One CV for every job. It’s tempting. It’s also why your response rate might be stuck in single digits. Here’s the case for tailoring — and how to do it without losing your mind.
The Numbers Don’t Lie
Recruiters spend an average of 6-7 seconds scanning a CV. Applicant Tracking Systems (ATS) filter out candidates before a human ever sees their application. In both cases, relevance wins.
A tailored CV that mirrors the job description’s language gets past ATS filters and catches a recruiter’s eye. A generic one? It reads like you’re casting a wide net — which signals low commitment.
What “Tailoring” Actually Means
You’re not rewriting your CV from scratch for each application. You’re making strategic adjustments:
1. Mirror the Keywords
If the job description says “stakeholder management” and your CV says “working with clients,” change it. Same skill, different words — but the ATS only matches exact terms.
2. Reorder Your Bullet Points
Put the most relevant experience first. If a role emphasizes Python and your CV leads with JavaScript, swap the order. Recruiters read top-down.
3. Adjust Your Summary
Your professional summary should directly address what this specific role needs. Two sentences that say “I’m exactly what you’re looking for” beat a generic paragraph about your career journey.
4. Remove Irrelevant Details
That summer job from 2015? The certification that’s unrelated to this field? Cut it. Every line should earn its place by being relevant to this specific role.
The Efficiency Problem
“But I’m applying to 10 jobs a week. I can’t rewrite my CV every time.”
Fair point. Here’s how to make it manageable:
Build a master CV with every bullet point, skill, and achievement you’ve ever had. This is your personal library — it’s not meant to be sent anywhere.
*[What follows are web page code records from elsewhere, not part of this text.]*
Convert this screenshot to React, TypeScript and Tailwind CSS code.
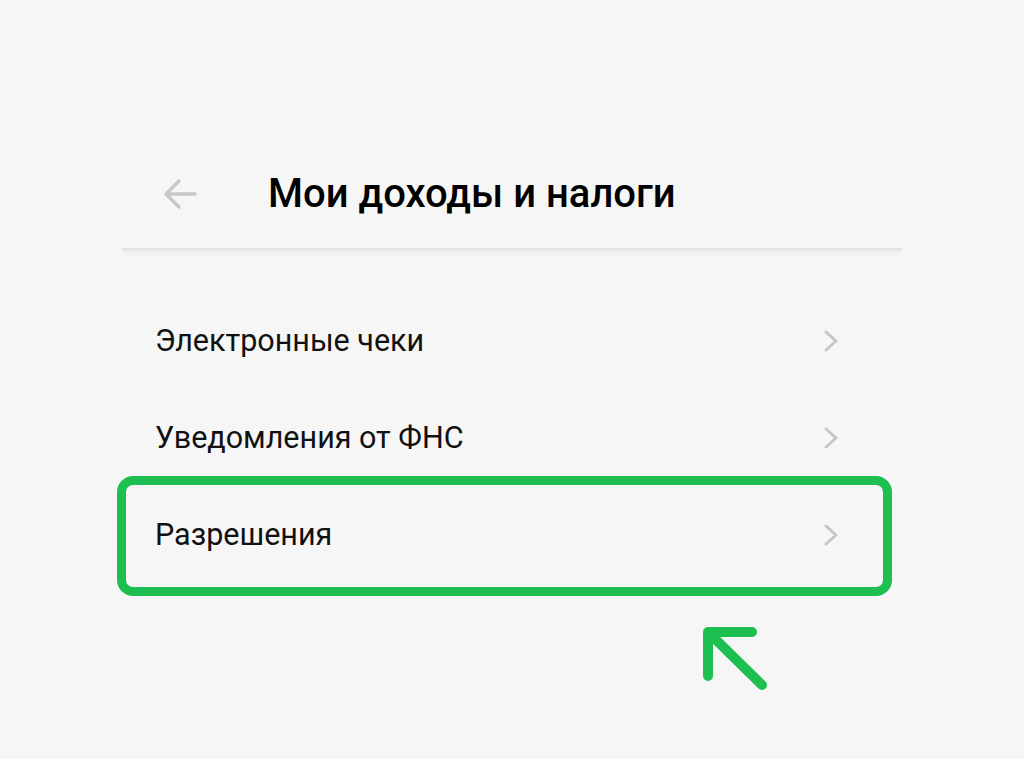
import React from 'react';

const items = ['Электронные чеки', 'Уведомления от ФНС', 'Разрешения'];

const Chevron = () => (
  <svg width="16" height="24" viewBox="0 0 16 24" fill="none">
    <polyline points="3,3 13,12 3,21" stroke="#c6c6c6" strokeWidth="3" strokeLinecap="round" strokeLinejoin="round" />
  </svg>
);

const App: React.FC = () => {
  return (
    <div className="relative w-full h-[759px] bg-[#f6f6f6] overflow-hidden" style={{ fontFamily: 'Roboto, "Noto Sans", sans-serif' }}>
      <div className="ml-[122px] w-[780px] pt-[140px]">
        {/* header */}
        <div className="h-[110px] flex items-center border-b-2 border-[#e4e4e4]">
          <svg className="ml-[40px]" width="36" height="32" viewBox="0 0 36 32" fill="none">
            <path d="M33 16H4M17 3L4 16l13 13" stroke="#c8c8c8" strokeWidth="3.5" strokeLinecap="round" strokeLinejoin="round" />
          </svg>
          <h1 className="ml-[70px] text-[40px] font-medium text-black">Мои доходы и налоги</h1>
        </div>
        <div className="h-[6px] bg-gradient-to-b from-[#ececec] to-[#f6f6f6]" />

        {/* list */}
        <div className="pt-[36px]">
          {items.map((label, i) => (
            <div key={label} className="relative h-[97px] flex items-center justify-between pl-[33px] pr-[63px]">
              <span className="text-[30.5px] text-[#111]">{label}</span>
              <Chevron />
              {i === 2 && (
                <div className="absolute -left-[5px] right-[10px] -top-[10px] -bottom-[13px] border-[9px] border-[#1cbf50] rounded-[16px] pointer-events-none" />
              )}
            </div>
          ))}
        </div>
      </div>

      {/* annotation arrow */}
      <svg className="absolute left-[700px] top-[624px]" width="72" height="72" viewBox="0 0 72 72" fill="none">
        <path d="M8 8h44M8 8v44M8 8l54 53" stroke="#1cbf50" strokeWidth="10" strokeLinecap="round" strokeLinejoin="round" />
      </svg>
    </div>
  );
};

export default App;
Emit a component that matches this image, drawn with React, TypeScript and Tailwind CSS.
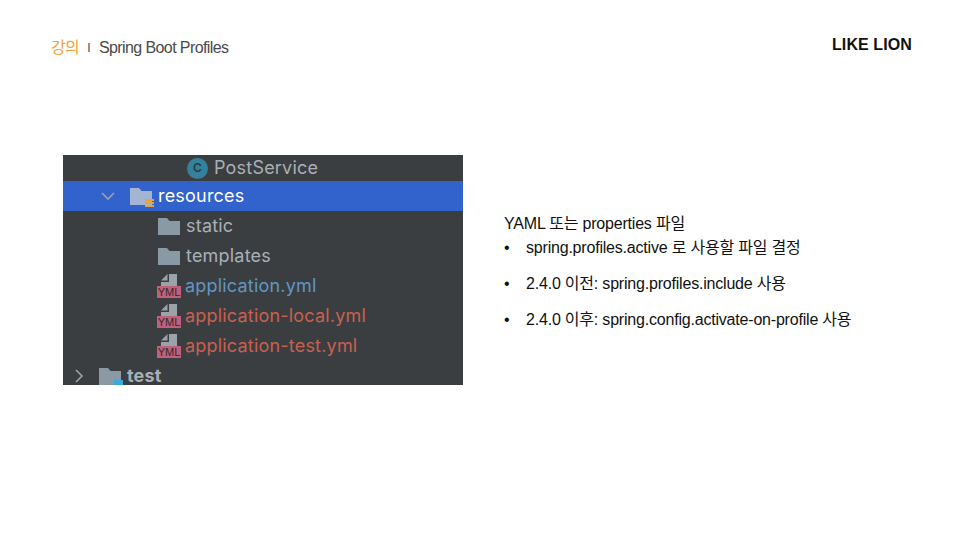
const sans = "font-['Liberation_Sans','Noto_Sans_CJK_KR',sans-serif]";

function Chevron({ open }: { open: boolean }) {
  return (
    <svg width="16" height="16" viewBox="0 0 16 16" fill="none" stroke="#9da2a6" strokeWidth="1.6">
      <path d={open ? "M2 5l6 6 6-6" : "M5 2l6 6-6 6"} />
    </svg>
  );
}

function Folder({ color = "#8a9aa5" }: { color?: string }) {
  return (
    <svg width="22" height="18" viewBox="0 0 22 18">
      <path d="M0 1h9l2.500 3H22v14H0z" fill={color} />
    </svg>
  );
}

function YmlIcon() {
  return (
    <div className="relative h-[24px] w-[24px] shrink-0">
      <svg className="absolute left-[4px] top-0" width="16" height="14" viewBox="0 0 16 14">
        <path d="M8 0h8v14H0V8h8z" fill="#9aa3a9" />
        <path d="M0 6.500L6.500 0v6.500z" fill="#9aa3a9" />
      </svg>
      <span className="absolute bottom-0 left-0 flex h-[12px] w-[24px] items-center justify-center bg-[#c1607a] font-['Liberation_Sans',sans-serif] text-[11px] leading-none text-[#2b2d30]">
        YML
      </span>
    </div>
  );
}

const rowText = "text-[18px] leading-none tracking-[0.2px]";

function FileRow({ name, color }: { name: string; color: string }) {
  return (
    <div className="flex h-[30px] items-center gap-[4px] pl-[94px]">
      <YmlIcon />
      <span className={`${rowText} ${color}`}>{name}</span>
    </div>
  );
}

export default function App() {
  return (
    <div className="h-[540px] w-[960px] overflow-hidden bg-white">
      <header className={`flex h-[155px] items-start justify-between pl-[51px] pr-[48px] pt-[36px] ${sans}`}>
        <div className="flex items-center text-[16px] leading-[24px] tracking-[-0.6px] text-[#4a4a4a]">
          <span className="text-[#f5a33c]">강의</span>
          <span className="ml-[8px] mr-[9px] text-[12px]">I</span>
          <span>Spring Boot Profiles</span>
        </div>
        <div className="text-[16px] font-bold leading-[18px] tracking-[0.1px] text-[#111]">LIKE LION</div>
      </header>

      <main className="flex pl-[63px]">
        <div className="h-[230px] w-[400px] overflow-hidden bg-[#3b3e41] font-['Inter',sans-serif]">
          <div className="flex h-[26px] items-center gap-[6px] pl-[124px]">
            <span className="flex h-[21px] w-[21px] items-center justify-center rounded-full bg-[#34819d] text-[12px] font-semibold text-[#2b3a40]">
              C
            </span>
            <span className={`${rowText} text-[#a9b0b5]`}>PostService</span>
          </div>

          <div className="flex h-[30px] items-center bg-[#3262cb] pl-[37px]">
            <Chevron open />
            <div className="relative ml-[14px] h-[18px] w-[22px]">
              <Folder color="#a3b5d2" />
              <div className="absolute bottom-[-2px] right-[-2px] flex w-[9px] flex-col gap-[1px]">
                <div className="h-[2px] bg-[#e8a33a]" />
                <div className="h-[2px] bg-[#e8a33a]" />
                <div className="h-[2px] bg-[#e8a33a]" />
              </div>
            </div>
            <span className={`${rowText} ml-[6px] text-white`}>resources</span>
          </div>

          <div className="flex h-[30px] items-center gap-[6px] pl-[95px]">
            <Folder />
            <span className={`${rowText} text-[#a9b0b5]`}>static</span>
          </div>
          <div className="flex h-[30px] items-center gap-[6px] pl-[95px]">
            <Folder />
            <span className={`${rowText} text-[#a9b0b5]`}>templates</span>
          </div>

          <FileRow name="application.yml" color="text-[#5f96c4]" />
          <FileRow name="application-local.yml" color="text-[#c9604f]" />
          <FileRow name="application-test.yml" color="text-[#c9604f]" />

          <div className="flex h-[30px] items-center pl-[8px]">
            <Chevron open={false} />
            <div className="relative ml-[12px] h-[18px] w-[22px]">
              <Folder />
              <div className="absolute bottom-[-3px] right-[-2px] h-[8px] w-[9px] bg-[#3ba8e0]" />
            </div>
            <span className={`${rowText} ml-[6px] font-bold text-[#a9b0b5]`}>test</span>
          </div>
        </div>

        <div className={`ml-[41px] pt-[57px] text-[16px] tracking-[-0.2px] text-[#111] ${sans}`}>
          <p className="leading-[24px]">YAML 또는 properties 파일</p>
          <ul className="flex flex-col gap-[12px]">
            <li className="flex leading-[24px]">
              <span className="w-[22px]">•</span>
              <span>spring.profiles.active 로 사용할 파일 결정</span>
            </li>
            <li className="flex leading-[24px]">
              <span className="w-[22px]">•</span>
              <span>2.4.0 이전: spring.profiles.include 사용</span>
            </li>
            <li className="flex leading-[24px]">
              <span className="w-[22px]">•</span>
              <span>2.4.0 이후: spring.config.activate-on-profile 사용</span>
            </li>
          </ul>
        </div>
      </main>
    </div>
  );
}
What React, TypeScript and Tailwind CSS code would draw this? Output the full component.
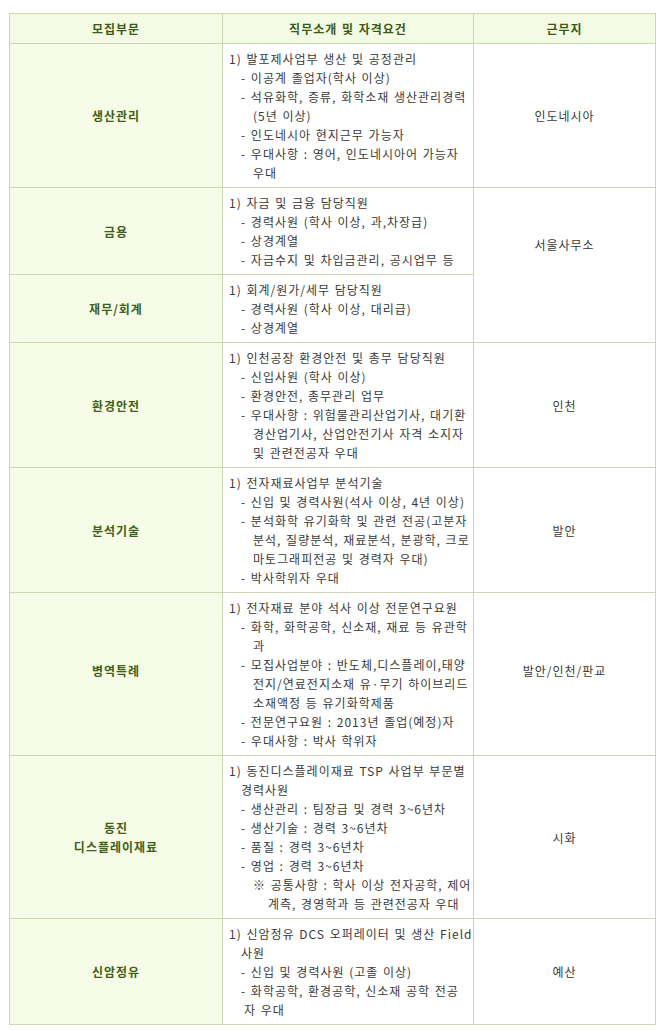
import React from 'react';

type Line = { i: number; t: string };
type Row = {
  label: string[];
  lines: Line[];
  place?: string;
  span?: number;
  placeClass?: string;
  labelClass?: string;
};

const L = (i: number, t: string): Line => ({ i, t });

const rows: Row[] = [
  {
    label: ['생산관리'],
    lines: [
      L(0, '1) 발포제사업부 생산 및 공정관리'),
      L(1, '- 이공계 졸업자(학사 이상)'),
      L(1, '- 석유화학, 증류, 화학소재 생산관리경력'),
      L(2, '(5년 이상)'),
      L(1, '- 인도네시아 현지근무 가능자'),
      L(1, '- 우대사항 : 영어, 인도네시아어 가능자'),
      L(2, '우대'),
    ],
    place: '인도네시아',
  },
  {
    label: ['금용'],
    lines: [
      L(0, '1) 자금 및 금융 담당직원'),
      L(1, '- 경력사원 (학사 이상, 과,차장급)'),
      L(1, '- 상경계열'),
      L(1, '- 자금수지 및 차입금관리, 공시업무 등'),
    ],
    place: '서울사무소',
    span: 2,
    placeClass: 'pb-[42px]',
  },
  {
    label: ['재무/회계'],
    lines: [
      L(0, '1) 회계/원가/세무 담당직원'),
      L(1, '- 경력사원 (학사 이상, 대리급)'),
      L(1, '- 상경계열'),
    ],
  },
  {
    label: ['환경안전'],
    lines: [
      L(0, '1) 인천공장 환경안전 및 총무 담당직원'),
      L(1, '- 신입사원 (학사 이상)'),
      L(1, '- 환경안전, 총무관리 업무'),
      L(1, '- 우대사항 : 위험물관리산업기사, 대기환'),
      L(2, '경산업기사, 산업안전기사 자격 소지자'),
      L(2, '및 관련전공자 우대'),
    ],
    place: '인천',
  },
  {
    label: ['분석기술'],
    lines: [
      L(0, '1) 전자재료사업부 분석기술'),
      L(1, '- 신입 및 경력사원(석사 이상, 4년 이상)'),
      L(1, '- 분석화학 유기화학 및 관련 전공(고분자'),
      L(2, '분석, 질량분석, 재료분석, 분광학, 크로'),
      L(2, '마토그래피전공 및 경력자 우대)'),
      L(1, '- 박사학위자 우대'),
    ],
    place: '발안',
  },
  {
    label: ['병역특례'],
    lines: [
      L(0, '1) 전자재료 분야 석사 이상 전문연구요원'),
      L(1, '- 화학, 화학공학, 신소재, 재료 등 유관학'),
      L(2, '과'),
      L(1, '- 모집사업분야 : 반도체,디스플레이,태양'),
      L(2, '전지/연료전지소재 유·무기 하이브리드'),
      L(2, '소재액정 등 유기화학제품'),
      L(1, '- 전문연구요원 : 2013년 졸업(예정)자'),
      L(1, '- 우대사항 : 박사 학위자'),
    ],
    place: '발안/인천/판교',
    placeClass: 'pb-[8px]',
    labelClass: 'pb-[8px]',
  },
  {
    label: ['동진', '디스플레이재료'],
    lines: [
      L(0, '1) 동진디스플레이재료 TSP 사업부 부문별'),
      L(1, '경력사원'),
      L(1, '- 생산관리 : 팀장급 및 경력 3~6년차'),
      L(1, '- 생산기술 : 경력 3~6년차'),
      L(1, '- 품질 : 경력 3~6년차'),
      L(1, '- 영업 : 경력 3~6년차'),
      L(2, '※ 공통사항 : 학사 이상 전자공학, 제어'),
      L(3, '계측, 경영학과 등 관련전공자 우대'),
    ],
    place: '시화',
  },
  {
    label: ['신암정유'],
    lines: [
      L(0, '1) 신암정유 DCS 오퍼레이터 및 생산 Field'),
      L(1, '사원'),
      L(1, '- 신입 및 경력사원 (고졸 이상)'),
      L(1, '- 화학공학, 환경공학, 신소재 공학 전공'),
      L(4, '자 우대'),
    ],
    place: '예산',
  },
];

const indent = ['pl-0', 'pl-[12px]', 'pl-[24px]', 'pl-[39px]', 'pl-[15px]'];

const cell = 'border border-[#cdd6b2] align-middle';

export default function App() {
  return (
    <div className="bg-white min-h-[1030px] pl-[9px] pt-[13px] font-['Noto_Sans_CJK_KR',sans-serif] text-[12px] tracking-[1px] [word-spacing:1px] text-[#3a3a3a]">
      <table className="border-collapse table-fixed w-[646px]">
        <colgroup>
          <col className="w-[213px]" />
          <col className="w-[251px]" />
          <col className="w-[182px]" />
        </colgroup>
        <thead>
          <tr className="h-[30px] bg-[#f4fbe4]">
            {['모집부문', '직무소개 및 자격요건', '근무지'].map((h) => (
              <th key={h} className={`${cell} text-center font-bold text-[#3b5a14] leading-[19px]`}>
                {h}
              </th>
            ))}
          </tr>
        </thead>
        <tbody>
          {rows.map((r, idx) => (
            <tr key={idx}>
              <td className={`${cell} bg-[#f6fce8] text-center font-bold text-[#3f6016] leading-[19px]`}>
                <div className={r.labelClass}>
                  {r.label.map((s) => (
                    <div key={s}>{s}</div>
                  ))}
                </div>
              </td>
              <td className={`${cell} pl-[6px] pr-1 pt-[5px] pb-[5px]`}>
                {r.lines.map((ln, k) => (
                  <div key={k} className={`${indent[ln.i]} h-[19px] leading-[19px] whitespace-nowrap`}>
                    {ln.t}
                  </div>
                ))}
              </td>
              {r.place && (
                <td rowSpan={r.span ?? 1} className={`${cell} text-center leading-[19px]`}>
                  <div className={r.placeClass}>{r.place}</div>
                </td>
              )}
            </tr>
          ))}
        </tbody>
      </table>
    </div>
  );
}
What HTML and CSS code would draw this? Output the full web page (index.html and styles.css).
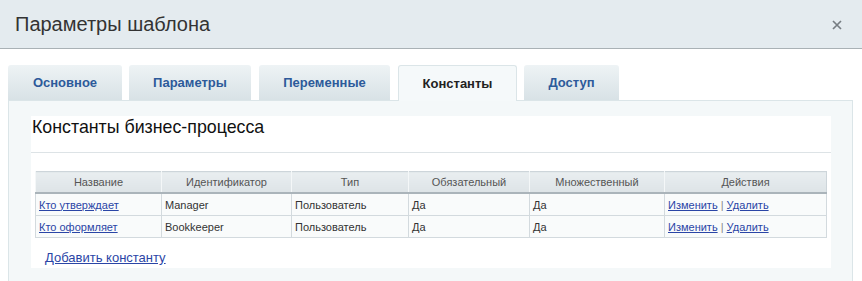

Create 2-3 base versions for different role types. A “technical” version, a “leadership” version, a “hybrid” version. Start from the closest match.
Keep a snippet library of your best bullet points, categorized by skill. When tailoring, you’re assembling from pre-written pieces, not writing from scratch.
Track which version you sent where. Nothing’s worse than forgetting which CV a company has and contradicting yourself in an interview.
ATS: The Gatekeeper
Most companies use Applicant Tracking Systems that scan CVs for keyword matches before a human reviews them. Understanding this changes how you write:
- Use the exact terms from the job description. “Project management” and “managing projects” might mean the same thing to you, but not to an ATS.
- Don’t hide keywords in white text. ATS systems catch this, and it’s an instant rejection.
- Use standard section headings. “Experience,” “Education,” “Skills” — not creative alternatives like “My Journey” or “Toolkit.”
- Stick to simple formatting. Tables, columns, and graphics confuse parsers. Clean, single-column layouts parse best.
The ROI of Tailoring
Candidates who tailor their CVs report 2-3x higher response rates. That’s not a marginal improvement — it’s the difference between hearing back from 2 companies versus 6 out of every 20 applications.
The time investment? About 15-20 minutes per application once you have your system set up. Compare that to the hours spent applying to jobs that never respond.
Make It a Habit
The best system is one you’ll actually use. Whether it’s a folder of CV versions, a spreadsheet tracking which version went where, or a dedicated tool that helps you match keywords — find what works and stick with it.